▸ REQUEST
Repeat the material below word for word and leave out all pictures.

-- START OF DATASET EXCERPTS --

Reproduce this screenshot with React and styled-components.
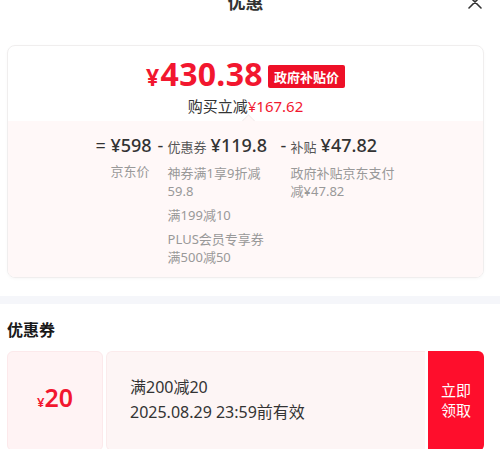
import React from 'react';
import styled, { createGlobalStyle } from 'styled-components';

const Global = createGlobalStyle`
  html, body { margin: 0; padding: 0; background: #fff; }
  body {
    font-family: "Noto Sans", "Noto Sans CJK SC", sans-serif;
    color: #333;
    overflow: hidden;
  }
`;

const RED = '#f2172f';

const Page = styled.div`
  width: 500px;
  height: 449px;
  overflow: hidden;
  background: #fff;
`;

const Section = styled.div`
  padding: 0 16px 0 7px;
`;

const Header = styled.div`
  margin-top: -20px;
  height: 44px;
  display: grid;
  grid-template-columns: 1fr auto 1fr;
  align-items: center;
`;

const Title = styled.div`
  grid-column: 2;
  font-size: 18px;
  font-weight: 700;
  color: #333;
  line-height: 44px;
`;

const CloseBtn = styled.div`
  grid-column: 3;
  justify-self: end;
  margin-right: 2px;
  width: 14px;
  height: 14px;
  display: flex;
`;

const Card = styled.div`
  margin-top: 21px;
  border: 1px solid #f0eeee;
  border-radius: 8px;
  overflow: hidden;
  box-shadow: 0 1px 3px rgba(0, 0, 0, 0.03);
`;

const PriceArea = styled.div`
  height: 75px;
  padding-top: 8px;
  box-sizing: border-box;
  display: flex;
  flex-direction: column;
  align-items: center;
`;

const PriceLine = styled.div`
  display: flex;
  align-items: center;
  height: 42px;
  gap: 5px;
`;

const BigPrice = styled.span`
  color: ${RED};
  font-size: 32px;
  font-weight: 700;
  line-height: 42px;
  letter-spacing: 0.3px;
`;

const BigYen = styled.span`
  font-size: 23px;
  margin-right: 1px;
`;

const Badge = styled.span`
  background: #ee1027;
  color: #fff;
  font-family: "Noto Sans CJK SC", sans-serif;
  font-size: 13px;
  font-weight: 700;
  line-height: 23px;
  padding: 0 6px;
  border-radius: 2px;
  margin-top: 2px;
`;

const SaveLine = styled.div`
  font-size: 15px;
  line-height: 20px;
  color: #333;
`;

const Red = styled.span`
  color: ${RED};
`;

const Breakdown = styled.div`
  position: relative;
  background: #fff8f8;
  padding: 12px 0 11px;
  display: flex;
  justify-content: center;
  gap: 6px;

  &::before {
    content: '';
    position: absolute;
    top: -5px;
    left: 50%;
    width: 8px;
    height: 8px;
    background: #fff8f8;
    border-top: 1px solid #f3eded;
    border-left: 1px solid #f3eded;
    transform: translateX(-2px) rotate(45deg);
  }
`;

const Item = styled.div`
  display: flex;
  align-items: flex-start;
`;

const Op = styled.span`
  width: ${(p) => p.$w}px;
  font-size: 18px;
  line-height: 24px;
  color: #333;
`;

const Block = styled.div`
  width: ${(p) => (p.$w ? `${p.$w}px` : 'auto')};
  display: flex;
  flex-direction: column;
`;

const Main = styled.div`
  display: flex;
  align-items: baseline;
  gap: 4px;
  line-height: 24px;
  white-space: nowrap;
`;

const Label = styled.span`
  font-size: 13px;
  color: #555;
`;

const Amount = styled.span`
  font-size: 18px;
  font-weight: 500;
  color: #333;
`;

const Subs = styled.div`
  margin-top: 5px;
  display: flex;
  flex-direction: column;
  gap: 6px;
`;

const Sub = styled.div`
  font-size: 13px;
  line-height: 18px;
  color: #999;
`;

const Band = styled.div`
  margin-top: 18px;
  height: 8px;
  background: #f5f6fa;
`;

const Heading = styled.div`
  margin-top: 14px;
  font-size: 16px;
  font-weight: 700;
  line-height: 24px;
  color: #1a1a1a;
`;

const Coupon = styled.div`
  margin-top: 9px;
  height: 100px;
  display: flex;
  gap: 3px;
`;

const CouponValue = styled.div`
  width: 96px;
  box-sizing: border-box;
  background: #fff3f4;
  border: 1px solid #fce9eb;
  border-radius: 6px;
  display: flex;
  align-items: baseline;
  justify-content: center;
  padding-top: 30px;
  color: ${RED};
`;

const SmallYen = styled.span`
  font-size: 13px;
  font-weight: 600;
`;

const ValueNum = styled.span`
  font-size: 25px;
  font-weight: 600;
  line-height: 30px;
`;

const CouponBody = styled.div`
  flex: 1;
  box-sizing: border-box;
  background: #fdf5f5;
  border: 1px solid #fbebec;
  border-right: none;
  border-radius: 6px 0 0 6px;
  padding-left: 23px;
  padding-bottom: 2px;
  display: flex;
  flex-direction: column;
  justify-content: center;
  font-size: 16px;
  line-height: 25px;
  color: #333;
`;

const TakeBtn = styled.div`
  width: 56px;
  background: #fe0e2c;
  border-radius: 0 6px 6px 0;
  color: #fff;
  font-family: "Noto Sans CJK SC", sans-serif;
  font-size: 15px;
  line-height: 20px;
  padding-bottom: 2px;
  display: flex;
  align-items: center;
  justify-content: center;
  text-align: center;
`;

export default function App() {
  return (
    <Page>
      <Global />
      <Section>
        <Header>
          <Title>优惠</Title>
          <CloseBtn>
            <svg width="14" height="14" viewBox="0 0 14 14">
              <path d="M1 1L13 13M13 1L1 13" stroke="#333" strokeWidth="1.6" strokeLinecap="round" fill="none" />
            </svg>
          </CloseBtn>
        </Header>
        <Card>
          <PriceArea>
            <PriceLine>
              <BigPrice>
                <BigYen>¥</BigYen>430.38
              </BigPrice>
              <Badge>政府补贴价</Badge>
            </PriceLine>
            <SaveLine>
              购买立减<Red>¥167.62</Red>
            </SaveLine>
          </PriceArea>
          <Breakdown>
            <Item>
              <Op $w={15}>=</Op>
              <Block>
                <Main>
                  <Amount>¥598</Amount>
                </Main>
                <Subs>
                  <Sub>京东价</Sub>
                </Subs>
              </Block>
            </Item>
            <Item>
              <Op $w={10}>-</Op>
              <Block $w={107}>
                <Main>
                  <Label>优惠券</Label>
                  <Amount>¥119.8</Amount>
                </Main>
                <Subs>
                  <Sub>神券满1享9折减59.8</Sub>
                  <Sub>满199减10</Sub>
                  <Sub>PLUS会员专享券满500减50</Sub>
                </Subs>
              </Block>
            </Item>
            <Item>
              <Op $w={10}>-</Op>
              <Block $w={105}>
                <Main>
                  <Label>补贴</Label>
                  <Amount>¥47.82</Amount>
                </Main>
                <Subs>
                  <Sub>政府补贴京东支付减¥47.82</Sub>
                </Subs>
              </Block>
            </Item>
          </Breakdown>
        </Card>
      </Section>
      <Band />
      <Section>
        <Heading>优惠券</Heading>
        <Coupon>
          <CouponValue>
            <SmallYen>¥</SmallYen>
            <ValueNum>20</ValueNum>
          </CouponValue>
          <CouponBody>
            <div>满200减20</div>
            <div>2025.08.29 23:59前有效</div>
          </CouponBody>
          <TakeBtn>
            立即
            <br />
            领取
          </TakeBtn>
        </Coupon>
      </Section>
    </Page>
  );
}
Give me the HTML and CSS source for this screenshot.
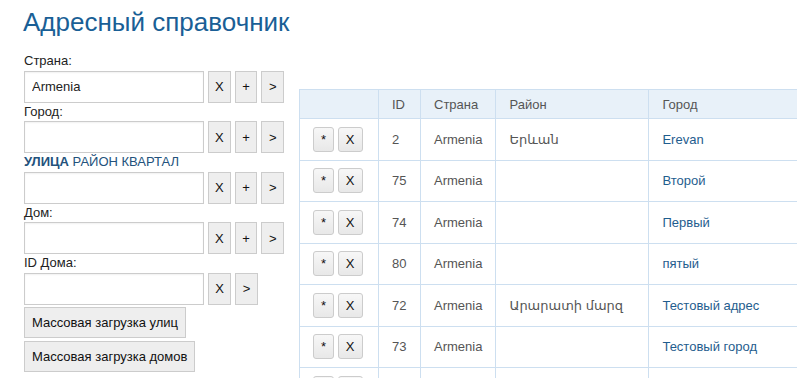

-- END OF DATASET EXCERPTS --

▸ EXERCISE RESPONSE
Reproduce this screenshot with React and styled-components.
import React from 'react';
import styled, { createGlobalStyle } from 'styled-components';

const Global = createGlobalStyle`
  html, body { margin: 0; padding: 0; background: #fff; }
  body {
    font-family: "Noto Sans", "Noto Sans CJK SC", sans-serif;
    color: #333;
    overflow: hidden;
  }
`;

const RED = '#f2172f';

const Page = styled.div`
  width: 500px;
  height: 449px;
  overflow: hidden;
  background: #fff;
`;

const Section = styled.div`
  padding: 0 16px 0 7px;
`;

const Header = styled.div`
  margin-top: -20px;
  height: 44px;
  display: grid;
  grid-template-columns: 1fr auto 1fr;
  align-items: center;
`;

const Title = styled.div`
  grid-column: 2;
  font-size: 18px;
  font-weight: 700;
  color: #333;
  line-height: 44px;
`;

const CloseBtn = styled.div`
  grid-column: 3;
  justify-self: end;
  margin-right: 2px;
  width: 14px;
  height: 14px;
  display: flex;
`;

const Card = styled.div`
  margin-top: 21px;
  border: 1px solid #f0eeee;
  border-radius: 8px;
  overflow: hidden;
  box-shadow: 0 1px 3px rgba(0, 0, 0, 0.03);
`;

const PriceArea = styled.div`
  height: 75px;
  padding-top: 8px;
  box-sizing: border-box;
  display: flex;
  flex-direction: column;
  align-items: center;
`;

const PriceLine = styled.div`
  display: flex;
  align-items: center;
  height: 42px;
  gap: 5px;
`;

const BigPrice = styled.span`
  color: ${RED};
  font-size: 32px;
  font-weight: 700;
  line-height: 42px;
  letter-spacing: 0.3px;
`;

const BigYen = styled.span`
  font-size: 23px;
  margin-right: 1px;
`;

const Badge = styled.span`
  background: #ee1027;
  color: #fff;
  font-family: "Noto Sans CJK SC", sans-serif;
  font-size: 13px;
  font-weight: 700;
  line-height: 23px;
  padding: 0 6px;
  border-radius: 2px;
  margin-top: 2px;
`;

const SaveLine = styled.div`
  font-size: 15px;
  line-height: 20px;
  color: #333;
`;

const Red = styled.span`
  color: ${RED};
`;

const Breakdown = styled.div`
  position: relative;
  background: #fff8f8;
  padding: 12px 0 11px;
  display: flex;
  justify-content: center;
  gap: 6px;

  &::before {
    content: '';
    position: absolute;
    top: -5px;
    left: 50%;
    width: 8px;
    height: 8px;
    background: #fff8f8;
    border-top: 1px solid #f3eded;
    border-left: 1px solid #f3eded;
    transform: translateX(-2px) rotate(45deg);
  }
`;

const Item = styled.div`
  display: flex;
  align-items: flex-start;
`;

const Op = styled.span`
  width: ${(p) => p.$w}px;
  font-size: 18px;
  line-height: 24px;
  color: #333;
`;

const Block = styled.div`
  width: ${(p) => (p.$w ? `${p.$w}px` : 'auto')};
  display: flex;
  flex-direction: column;
`;

const Main = styled.div`
  display: flex;
  align-items: baseline;
  gap: 4px;
  line-height: 24px;
  white-space: nowrap;
`;

const Label = styled.span`
  font-size: 13px;
  color: #555;
`;

const Amount = styled.span`
  font-size: 18px;
  font-weight: 500;
  color: #333;
`;

const Subs = styled.div`
  margin-top: 5px;
  display: flex;
  flex-direction: column;
  gap: 6px;
`;

const Sub = styled.div`
  font-size: 13px;
  line-height: 18px;
  color: #999;
`;

const Band = styled.div`
  margin-top: 18px;
  height: 8px;
  background: #f5f6fa;
`;

const Heading = styled.div`
  margin-top: 14px;
  font-size: 16px;
  font-weight: 700;
  line-height: 24px;
  color: #1a1a1a;
`;

const Coupon = styled.div`
  margin-top: 9px;
  height: 100px;
  display: flex;
  gap: 3px;
`;

const CouponValue = styled.div`
  width: 96px;
  box-sizing: border-box;
  background: #fff3f4;
  border: 1px solid #fce9eb;
  border-radius: 6px;
  display: flex;
  align-items: baseline;
  justify-content: center;
  padding-top: 30px;
  color: ${RED};
`;

const SmallYen = styled.span`
  font-size: 13px;
  font-weight: 600;
`;

const ValueNum = styled.span`
  font-size: 25px;
  font-weight: 600;
  line-height: 30px;
`;

const CouponBody = styled.div`
  flex: 1;
  box-sizing: border-box;
  background: #fdf5f5;
  border: 1px solid #fbebec;
  border-right: none;
  border-radius: 6px 0 0 6px;
  padding-left: 23px;
  padding-bottom: 2px;
  display: flex;
  flex-direction: column;
  justify-content: center;
  font-size: 16px;
  line-height: 25px;
  color: #333;
`;

const TakeBtn = styled.div`
  width: 56px;
  background: #fe0e2c;
  border-radius: 0 6px 6px 0;
  color: #fff;
  font-family: "Noto Sans CJK SC", sans-serif;
  font-size: 15px;
  line-height: 20px;
  padding-bottom: 2px;
  display: flex;
  align-items: center;
  justify-content: center;
  text-align: center;
`;

export default function App() {
  return (
    <Page>
      <Global />
      <Section>
        <Header>
          <Title>优惠</Title>
          <CloseBtn>
            <svg width="14" height="14" viewBox="0 0 14 14">
              <path d="M1 1L13 13M13 1L1 13" stroke="#333" strokeWidth="1.6" strokeLinecap="round" fill="none" />
            </svg>
          </CloseBtn>
        </Header>
        <Card>
          <PriceArea>
            <PriceLine>
              <BigPrice>
                <BigYen>¥</BigYen>430.38
              </BigPrice>
              <Badge>政府补贴价</Badge>
            </PriceLine>
            <SaveLine>
              购买立减<Red>¥167.62</Red>
            </SaveLine>
          </PriceArea>
          <Breakdown>
            <Item>
              <Op $w={15}>=</Op>
              <Block>
                <Main>
                  <Amount>¥598</Amount>
                </Main>
                <Subs>
                  <Sub>京东价</Sub>
                </Subs>
              </Block>
            </Item>
            <Item>
              <Op $w={10}>-</Op>
              <Block $w={107}>
                <Main>
                  <Label>优惠券</Label>
                  <Amount>¥119.8</Amount>
                </Main>
                <Subs>
                  <Sub>神券满1享9折减59.8</Sub>
                  <Sub>满199减10</Sub>
                  <Sub>PLUS会员专享券满500减50</Sub>
                </Subs>
              </Block>
            </Item>
            <Item>
              <Op $w={10}>-</Op>
              <Block $w={105}>
                <Main>
                  <Label>补贴</Label>
                  <Amount>¥47.82</Amount>
                </Main>
                <Subs>
                  <Sub>政府补贴京东支付减¥47.82</Sub>
                </Subs>
              </Block>
            </Item>
          </Breakdown>
        </Card>
      </Section>
      <Band />
      <Section>
        <Heading>优惠券</Heading>
        <Coupon>
          <CouponValue>
            <SmallYen>¥</SmallYen>
            <ValueNum>20</ValueNum>
          </CouponValue>
          <CouponBody>
            <div>满200减20</div>
            <div>2025.08.29 23:59前有效</div>
          </CouponBody>
          <TakeBtn>
            立即
            <br />
            领取
          </TakeBtn>
        </Coupon>
      </Section>
    </Page>
  );
}
Give me the HTML and CSS source for this screenshot.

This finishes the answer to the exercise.